Written exercise
Extract all lines containing "index".

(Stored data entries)

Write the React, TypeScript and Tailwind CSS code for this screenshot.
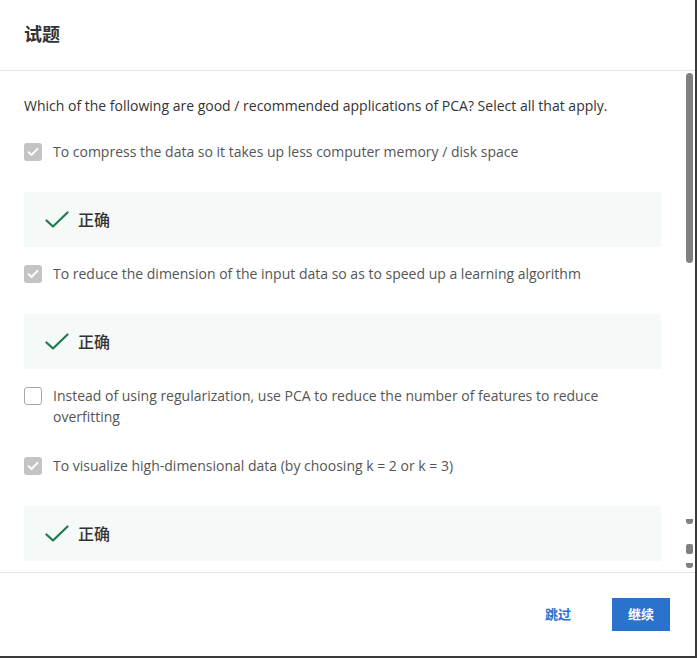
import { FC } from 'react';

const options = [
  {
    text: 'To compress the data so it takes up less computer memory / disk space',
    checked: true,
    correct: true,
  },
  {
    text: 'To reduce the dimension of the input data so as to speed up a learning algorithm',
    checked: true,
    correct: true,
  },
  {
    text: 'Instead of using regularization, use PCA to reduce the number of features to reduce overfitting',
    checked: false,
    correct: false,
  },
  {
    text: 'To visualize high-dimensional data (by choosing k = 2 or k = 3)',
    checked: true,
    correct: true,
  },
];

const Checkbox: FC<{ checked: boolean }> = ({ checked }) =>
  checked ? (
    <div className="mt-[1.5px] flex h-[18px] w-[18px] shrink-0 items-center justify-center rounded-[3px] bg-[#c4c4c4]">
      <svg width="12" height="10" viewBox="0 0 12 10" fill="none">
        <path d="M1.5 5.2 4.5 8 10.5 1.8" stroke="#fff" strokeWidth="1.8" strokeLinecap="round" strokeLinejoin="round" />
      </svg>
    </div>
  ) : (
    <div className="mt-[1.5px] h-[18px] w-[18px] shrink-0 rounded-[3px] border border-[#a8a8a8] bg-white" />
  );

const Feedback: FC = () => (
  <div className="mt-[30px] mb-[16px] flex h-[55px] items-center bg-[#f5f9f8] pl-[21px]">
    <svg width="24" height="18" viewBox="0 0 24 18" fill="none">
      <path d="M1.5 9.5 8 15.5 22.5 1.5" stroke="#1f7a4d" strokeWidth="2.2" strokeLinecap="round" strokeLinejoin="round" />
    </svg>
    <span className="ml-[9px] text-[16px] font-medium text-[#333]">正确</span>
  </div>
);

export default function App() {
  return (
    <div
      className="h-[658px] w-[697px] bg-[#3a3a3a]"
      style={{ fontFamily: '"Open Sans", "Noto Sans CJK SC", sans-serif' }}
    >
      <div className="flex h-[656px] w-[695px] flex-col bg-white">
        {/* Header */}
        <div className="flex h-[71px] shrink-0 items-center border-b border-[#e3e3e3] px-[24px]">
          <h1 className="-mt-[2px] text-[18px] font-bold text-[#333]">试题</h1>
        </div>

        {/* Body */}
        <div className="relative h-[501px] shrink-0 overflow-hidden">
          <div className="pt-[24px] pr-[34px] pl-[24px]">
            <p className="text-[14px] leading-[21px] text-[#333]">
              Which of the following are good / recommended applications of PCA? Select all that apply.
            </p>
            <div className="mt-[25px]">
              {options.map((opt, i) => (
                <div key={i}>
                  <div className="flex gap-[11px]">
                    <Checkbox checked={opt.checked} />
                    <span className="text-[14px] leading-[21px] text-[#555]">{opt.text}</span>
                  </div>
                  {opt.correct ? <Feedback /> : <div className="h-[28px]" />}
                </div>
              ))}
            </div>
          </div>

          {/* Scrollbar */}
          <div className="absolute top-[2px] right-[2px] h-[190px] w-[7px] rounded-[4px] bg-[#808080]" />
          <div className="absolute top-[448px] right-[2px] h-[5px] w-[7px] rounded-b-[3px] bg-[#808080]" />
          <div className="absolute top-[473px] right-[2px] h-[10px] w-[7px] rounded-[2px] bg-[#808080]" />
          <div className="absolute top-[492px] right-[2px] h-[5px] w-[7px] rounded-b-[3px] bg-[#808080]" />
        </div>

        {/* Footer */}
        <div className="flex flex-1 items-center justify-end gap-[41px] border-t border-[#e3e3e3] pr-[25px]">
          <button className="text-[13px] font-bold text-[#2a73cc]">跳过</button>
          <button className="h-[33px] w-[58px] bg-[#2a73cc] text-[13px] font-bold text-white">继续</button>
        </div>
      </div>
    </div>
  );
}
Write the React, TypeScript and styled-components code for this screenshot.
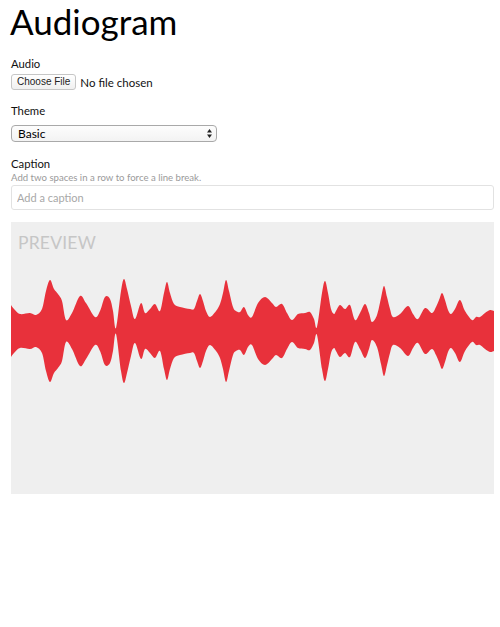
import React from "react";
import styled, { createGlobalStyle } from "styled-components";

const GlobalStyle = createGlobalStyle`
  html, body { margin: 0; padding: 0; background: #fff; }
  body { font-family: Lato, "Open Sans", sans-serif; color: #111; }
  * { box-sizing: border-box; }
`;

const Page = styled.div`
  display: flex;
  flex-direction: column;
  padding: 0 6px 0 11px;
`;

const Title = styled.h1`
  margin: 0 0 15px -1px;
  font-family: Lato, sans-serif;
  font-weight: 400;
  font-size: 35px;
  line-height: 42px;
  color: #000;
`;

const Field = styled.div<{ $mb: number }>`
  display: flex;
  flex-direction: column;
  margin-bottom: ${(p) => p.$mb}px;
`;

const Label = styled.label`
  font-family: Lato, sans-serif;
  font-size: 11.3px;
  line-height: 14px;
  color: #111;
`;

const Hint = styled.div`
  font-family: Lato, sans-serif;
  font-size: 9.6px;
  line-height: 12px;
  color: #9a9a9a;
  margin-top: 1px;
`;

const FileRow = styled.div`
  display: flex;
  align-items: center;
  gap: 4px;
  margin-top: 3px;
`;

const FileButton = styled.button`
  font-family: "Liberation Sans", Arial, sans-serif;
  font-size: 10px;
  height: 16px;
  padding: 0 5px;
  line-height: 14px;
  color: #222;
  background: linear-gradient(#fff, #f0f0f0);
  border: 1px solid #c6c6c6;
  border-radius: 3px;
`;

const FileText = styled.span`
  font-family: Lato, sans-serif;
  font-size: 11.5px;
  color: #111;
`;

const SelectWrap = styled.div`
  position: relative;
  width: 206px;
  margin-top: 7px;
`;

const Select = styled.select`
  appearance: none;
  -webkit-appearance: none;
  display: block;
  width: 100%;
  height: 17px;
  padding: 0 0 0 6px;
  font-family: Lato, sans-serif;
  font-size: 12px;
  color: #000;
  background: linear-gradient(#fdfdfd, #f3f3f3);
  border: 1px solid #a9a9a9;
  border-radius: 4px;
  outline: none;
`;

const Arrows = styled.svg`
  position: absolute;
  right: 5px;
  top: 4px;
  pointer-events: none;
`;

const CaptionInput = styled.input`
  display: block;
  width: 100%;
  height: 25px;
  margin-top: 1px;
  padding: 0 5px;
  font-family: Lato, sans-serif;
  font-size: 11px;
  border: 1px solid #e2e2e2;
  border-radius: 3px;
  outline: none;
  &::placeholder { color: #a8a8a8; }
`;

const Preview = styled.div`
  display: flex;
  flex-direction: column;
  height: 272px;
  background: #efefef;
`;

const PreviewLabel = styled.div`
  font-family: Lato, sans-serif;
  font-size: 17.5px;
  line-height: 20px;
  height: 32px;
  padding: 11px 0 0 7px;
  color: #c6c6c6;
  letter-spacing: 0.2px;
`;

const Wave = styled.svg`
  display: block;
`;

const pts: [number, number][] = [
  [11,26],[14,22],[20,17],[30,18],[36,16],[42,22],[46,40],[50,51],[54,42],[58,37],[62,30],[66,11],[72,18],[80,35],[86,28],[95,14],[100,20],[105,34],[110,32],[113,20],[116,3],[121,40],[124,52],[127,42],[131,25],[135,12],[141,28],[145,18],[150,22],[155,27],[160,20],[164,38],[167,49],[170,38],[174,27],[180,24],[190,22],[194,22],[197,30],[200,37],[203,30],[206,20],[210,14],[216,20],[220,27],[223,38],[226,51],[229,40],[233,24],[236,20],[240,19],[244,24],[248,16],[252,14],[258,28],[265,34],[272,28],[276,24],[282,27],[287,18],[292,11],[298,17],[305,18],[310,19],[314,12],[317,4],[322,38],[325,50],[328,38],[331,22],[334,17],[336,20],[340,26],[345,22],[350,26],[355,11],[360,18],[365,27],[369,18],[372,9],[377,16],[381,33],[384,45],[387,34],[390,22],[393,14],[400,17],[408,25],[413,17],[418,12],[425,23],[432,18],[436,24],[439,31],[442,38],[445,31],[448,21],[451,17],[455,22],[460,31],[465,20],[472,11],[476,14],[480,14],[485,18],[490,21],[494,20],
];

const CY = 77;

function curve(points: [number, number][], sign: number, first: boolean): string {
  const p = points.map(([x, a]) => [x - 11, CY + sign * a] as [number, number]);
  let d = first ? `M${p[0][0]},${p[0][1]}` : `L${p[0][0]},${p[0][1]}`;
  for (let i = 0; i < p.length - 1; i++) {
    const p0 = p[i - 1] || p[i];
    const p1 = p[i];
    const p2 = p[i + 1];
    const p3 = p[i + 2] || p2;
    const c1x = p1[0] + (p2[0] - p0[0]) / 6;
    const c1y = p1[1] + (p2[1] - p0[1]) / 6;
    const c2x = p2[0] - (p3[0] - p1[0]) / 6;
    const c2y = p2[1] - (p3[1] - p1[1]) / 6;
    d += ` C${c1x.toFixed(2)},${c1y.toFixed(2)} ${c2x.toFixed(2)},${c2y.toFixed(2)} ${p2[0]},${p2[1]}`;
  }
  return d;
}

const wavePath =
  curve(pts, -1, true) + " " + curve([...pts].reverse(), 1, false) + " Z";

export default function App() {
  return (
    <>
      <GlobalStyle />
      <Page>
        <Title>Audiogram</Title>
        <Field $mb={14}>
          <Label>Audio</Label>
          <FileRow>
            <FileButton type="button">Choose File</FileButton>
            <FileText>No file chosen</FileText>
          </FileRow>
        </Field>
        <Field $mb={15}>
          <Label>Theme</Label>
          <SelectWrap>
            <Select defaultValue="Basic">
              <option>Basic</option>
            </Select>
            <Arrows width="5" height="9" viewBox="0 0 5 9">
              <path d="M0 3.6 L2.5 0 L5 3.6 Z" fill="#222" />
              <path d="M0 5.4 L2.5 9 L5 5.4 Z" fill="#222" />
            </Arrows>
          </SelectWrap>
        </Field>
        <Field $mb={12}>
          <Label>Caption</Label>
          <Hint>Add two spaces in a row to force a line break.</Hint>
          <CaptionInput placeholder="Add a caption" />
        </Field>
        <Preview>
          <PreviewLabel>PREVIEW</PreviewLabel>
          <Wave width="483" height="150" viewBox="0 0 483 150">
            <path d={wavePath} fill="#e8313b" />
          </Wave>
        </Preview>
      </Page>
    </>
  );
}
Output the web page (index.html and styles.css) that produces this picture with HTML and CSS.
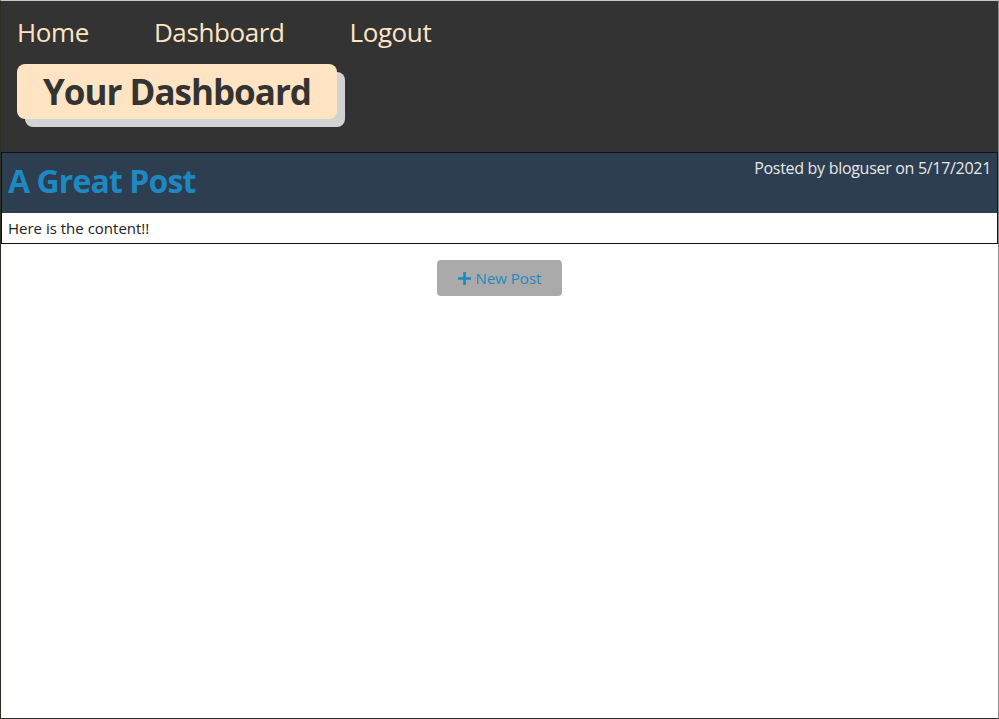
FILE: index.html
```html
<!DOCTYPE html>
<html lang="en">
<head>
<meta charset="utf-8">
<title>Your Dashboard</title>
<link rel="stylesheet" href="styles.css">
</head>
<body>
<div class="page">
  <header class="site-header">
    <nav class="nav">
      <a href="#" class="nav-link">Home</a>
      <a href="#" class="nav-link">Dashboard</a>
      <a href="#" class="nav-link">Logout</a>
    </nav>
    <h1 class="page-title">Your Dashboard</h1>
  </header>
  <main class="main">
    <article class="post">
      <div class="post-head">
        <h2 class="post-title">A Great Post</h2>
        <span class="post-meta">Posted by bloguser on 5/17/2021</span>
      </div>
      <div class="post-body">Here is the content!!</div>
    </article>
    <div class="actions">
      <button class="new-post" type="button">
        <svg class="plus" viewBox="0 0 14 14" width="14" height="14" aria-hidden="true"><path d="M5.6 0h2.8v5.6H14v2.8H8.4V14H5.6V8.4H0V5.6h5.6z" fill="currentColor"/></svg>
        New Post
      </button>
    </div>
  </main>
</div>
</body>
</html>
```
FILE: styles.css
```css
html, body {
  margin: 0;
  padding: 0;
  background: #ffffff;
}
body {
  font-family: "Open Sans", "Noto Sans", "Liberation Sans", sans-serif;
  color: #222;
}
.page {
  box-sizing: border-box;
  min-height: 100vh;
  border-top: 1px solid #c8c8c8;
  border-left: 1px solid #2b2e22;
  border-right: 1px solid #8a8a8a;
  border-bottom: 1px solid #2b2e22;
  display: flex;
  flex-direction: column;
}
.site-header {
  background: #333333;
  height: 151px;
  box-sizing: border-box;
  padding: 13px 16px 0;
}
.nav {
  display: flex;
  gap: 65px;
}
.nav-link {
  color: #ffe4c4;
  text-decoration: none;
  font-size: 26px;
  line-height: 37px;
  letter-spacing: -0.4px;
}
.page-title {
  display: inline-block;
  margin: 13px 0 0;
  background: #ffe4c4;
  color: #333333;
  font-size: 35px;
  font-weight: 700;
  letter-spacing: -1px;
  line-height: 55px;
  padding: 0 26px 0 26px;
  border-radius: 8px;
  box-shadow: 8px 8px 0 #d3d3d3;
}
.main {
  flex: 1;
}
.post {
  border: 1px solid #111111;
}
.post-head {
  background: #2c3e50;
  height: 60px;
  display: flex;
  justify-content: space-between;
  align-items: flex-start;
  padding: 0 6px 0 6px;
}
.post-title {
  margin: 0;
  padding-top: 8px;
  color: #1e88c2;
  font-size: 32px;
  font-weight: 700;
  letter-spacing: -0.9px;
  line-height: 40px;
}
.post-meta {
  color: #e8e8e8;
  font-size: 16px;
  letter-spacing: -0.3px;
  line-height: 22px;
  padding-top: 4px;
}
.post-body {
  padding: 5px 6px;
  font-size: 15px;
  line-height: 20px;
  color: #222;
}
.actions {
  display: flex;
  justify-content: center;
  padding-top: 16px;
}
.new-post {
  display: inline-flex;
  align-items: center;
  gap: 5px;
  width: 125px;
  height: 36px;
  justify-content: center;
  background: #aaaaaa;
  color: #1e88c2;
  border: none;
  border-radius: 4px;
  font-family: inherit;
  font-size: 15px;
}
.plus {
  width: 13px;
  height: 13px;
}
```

Task solution
Output the web page (index.html and styles.css) that produces this picture with HTML and CSS.
FILE: index.html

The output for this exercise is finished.